* **Recorded data**
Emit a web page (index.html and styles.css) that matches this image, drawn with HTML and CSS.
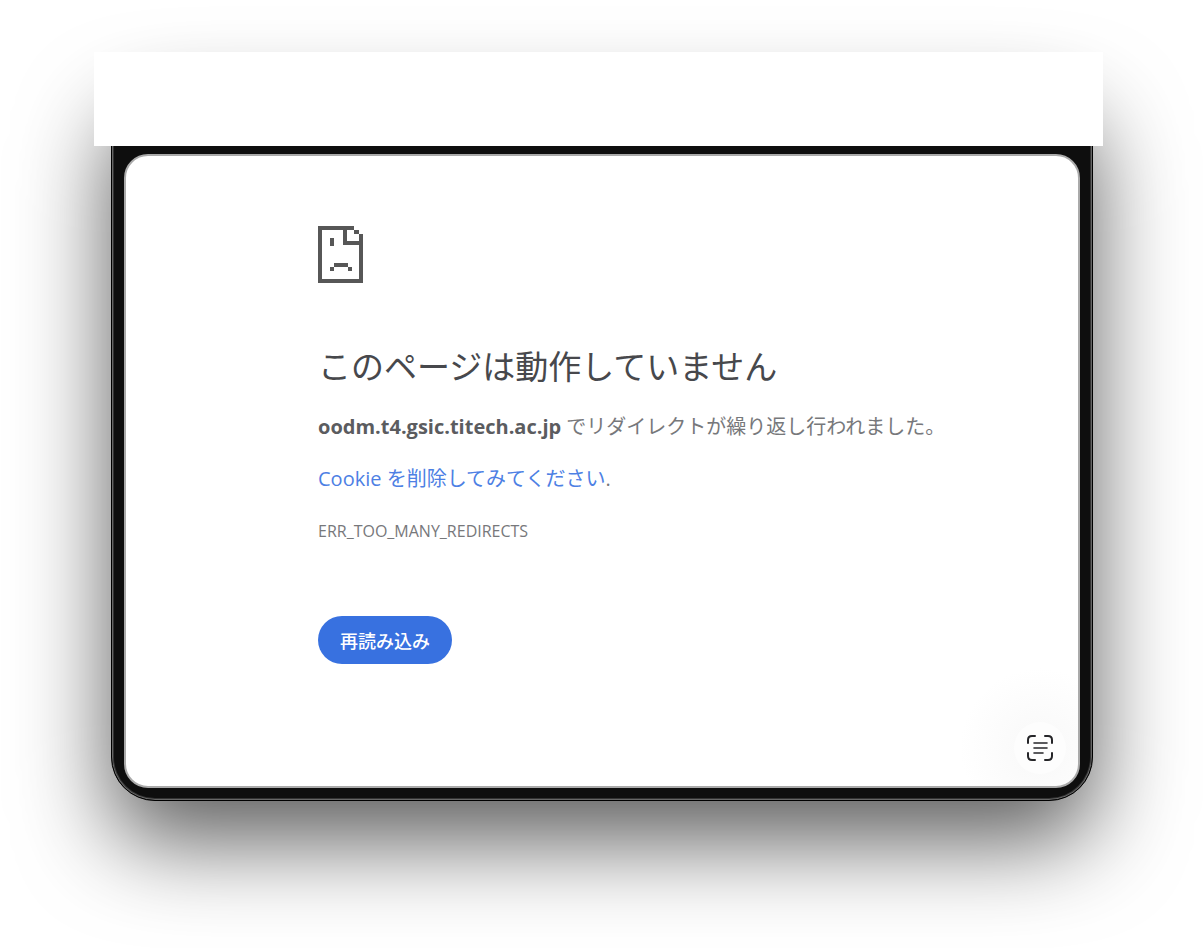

---

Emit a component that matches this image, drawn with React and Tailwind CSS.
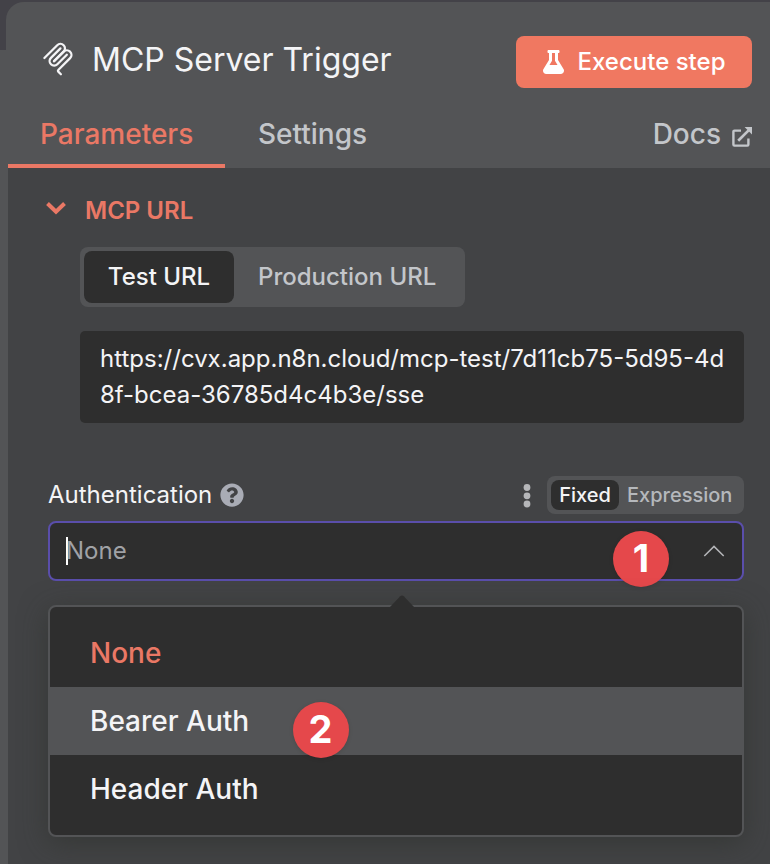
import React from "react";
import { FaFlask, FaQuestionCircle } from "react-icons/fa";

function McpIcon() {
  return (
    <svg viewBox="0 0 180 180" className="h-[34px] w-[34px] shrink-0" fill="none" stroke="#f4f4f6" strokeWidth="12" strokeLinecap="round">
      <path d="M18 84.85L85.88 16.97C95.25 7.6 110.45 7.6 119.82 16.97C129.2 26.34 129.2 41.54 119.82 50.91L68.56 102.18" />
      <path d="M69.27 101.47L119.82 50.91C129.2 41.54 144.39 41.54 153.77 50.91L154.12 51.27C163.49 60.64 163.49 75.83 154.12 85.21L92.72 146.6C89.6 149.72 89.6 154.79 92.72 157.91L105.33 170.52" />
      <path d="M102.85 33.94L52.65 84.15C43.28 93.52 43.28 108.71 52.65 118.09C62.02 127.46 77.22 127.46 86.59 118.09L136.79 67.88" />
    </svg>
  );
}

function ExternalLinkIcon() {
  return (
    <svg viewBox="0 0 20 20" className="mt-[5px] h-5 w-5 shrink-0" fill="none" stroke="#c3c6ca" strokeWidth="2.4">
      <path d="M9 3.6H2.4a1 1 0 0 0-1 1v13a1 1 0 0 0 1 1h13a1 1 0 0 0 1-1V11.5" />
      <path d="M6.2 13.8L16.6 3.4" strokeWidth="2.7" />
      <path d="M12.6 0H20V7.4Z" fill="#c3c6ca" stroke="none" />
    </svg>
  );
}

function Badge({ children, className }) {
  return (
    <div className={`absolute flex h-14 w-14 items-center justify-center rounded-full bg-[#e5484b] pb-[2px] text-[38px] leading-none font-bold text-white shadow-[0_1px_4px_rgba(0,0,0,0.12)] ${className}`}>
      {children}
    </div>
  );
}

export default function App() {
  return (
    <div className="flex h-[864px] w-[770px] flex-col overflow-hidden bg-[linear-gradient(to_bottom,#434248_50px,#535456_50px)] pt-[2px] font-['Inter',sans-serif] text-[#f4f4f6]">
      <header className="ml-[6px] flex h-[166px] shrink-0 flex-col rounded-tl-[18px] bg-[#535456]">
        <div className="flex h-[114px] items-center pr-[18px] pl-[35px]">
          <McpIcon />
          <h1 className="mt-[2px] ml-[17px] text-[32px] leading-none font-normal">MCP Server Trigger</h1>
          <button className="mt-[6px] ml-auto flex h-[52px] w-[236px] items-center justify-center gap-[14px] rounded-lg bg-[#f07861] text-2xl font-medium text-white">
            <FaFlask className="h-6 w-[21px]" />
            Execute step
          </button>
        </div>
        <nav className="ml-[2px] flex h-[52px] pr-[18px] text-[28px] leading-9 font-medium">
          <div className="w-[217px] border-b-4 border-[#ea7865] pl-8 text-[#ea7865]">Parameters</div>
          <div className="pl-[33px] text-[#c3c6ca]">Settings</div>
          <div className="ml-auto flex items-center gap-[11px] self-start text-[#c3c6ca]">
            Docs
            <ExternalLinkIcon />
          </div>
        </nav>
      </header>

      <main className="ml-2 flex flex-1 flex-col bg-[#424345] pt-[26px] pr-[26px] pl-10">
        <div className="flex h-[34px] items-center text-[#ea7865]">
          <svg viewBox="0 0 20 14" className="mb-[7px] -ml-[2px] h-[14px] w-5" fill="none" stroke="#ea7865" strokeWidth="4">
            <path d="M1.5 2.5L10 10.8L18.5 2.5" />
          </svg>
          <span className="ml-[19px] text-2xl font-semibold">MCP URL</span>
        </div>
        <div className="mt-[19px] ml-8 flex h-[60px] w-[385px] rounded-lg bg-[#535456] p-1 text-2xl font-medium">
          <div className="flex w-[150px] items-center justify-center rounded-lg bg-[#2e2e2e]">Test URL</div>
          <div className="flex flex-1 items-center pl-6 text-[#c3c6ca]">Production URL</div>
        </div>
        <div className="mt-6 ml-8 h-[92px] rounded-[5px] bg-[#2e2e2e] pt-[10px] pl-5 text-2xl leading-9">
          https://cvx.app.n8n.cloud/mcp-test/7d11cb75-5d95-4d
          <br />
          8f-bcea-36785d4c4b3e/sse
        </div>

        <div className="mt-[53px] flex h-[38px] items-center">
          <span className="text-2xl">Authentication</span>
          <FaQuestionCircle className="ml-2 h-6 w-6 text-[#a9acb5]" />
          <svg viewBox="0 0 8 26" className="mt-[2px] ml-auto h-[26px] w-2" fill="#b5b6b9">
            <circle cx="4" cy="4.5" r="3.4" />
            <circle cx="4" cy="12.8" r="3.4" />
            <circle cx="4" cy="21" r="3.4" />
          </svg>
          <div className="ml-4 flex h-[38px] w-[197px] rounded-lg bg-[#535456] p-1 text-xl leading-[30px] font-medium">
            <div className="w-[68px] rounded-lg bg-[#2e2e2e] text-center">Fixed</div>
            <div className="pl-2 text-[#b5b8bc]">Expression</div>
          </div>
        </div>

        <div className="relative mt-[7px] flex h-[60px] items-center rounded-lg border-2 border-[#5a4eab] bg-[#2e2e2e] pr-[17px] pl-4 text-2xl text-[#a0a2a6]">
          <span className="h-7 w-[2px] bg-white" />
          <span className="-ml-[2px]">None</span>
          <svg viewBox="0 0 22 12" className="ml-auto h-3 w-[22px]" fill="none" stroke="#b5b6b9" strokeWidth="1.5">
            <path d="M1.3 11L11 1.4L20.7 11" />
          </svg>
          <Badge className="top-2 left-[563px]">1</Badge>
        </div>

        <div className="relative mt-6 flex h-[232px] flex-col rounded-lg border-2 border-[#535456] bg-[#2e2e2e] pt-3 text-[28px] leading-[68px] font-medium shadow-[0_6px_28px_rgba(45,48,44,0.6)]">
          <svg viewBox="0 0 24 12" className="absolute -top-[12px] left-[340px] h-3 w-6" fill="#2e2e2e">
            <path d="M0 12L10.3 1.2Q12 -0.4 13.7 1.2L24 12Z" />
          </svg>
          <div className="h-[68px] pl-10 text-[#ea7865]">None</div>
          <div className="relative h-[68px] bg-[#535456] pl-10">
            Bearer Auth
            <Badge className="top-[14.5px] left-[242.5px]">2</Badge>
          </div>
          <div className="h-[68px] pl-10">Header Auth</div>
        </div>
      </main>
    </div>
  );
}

* **Problem**
Only the number is needed: state how many lines in the listing contain "Emit".

* **Solution**
2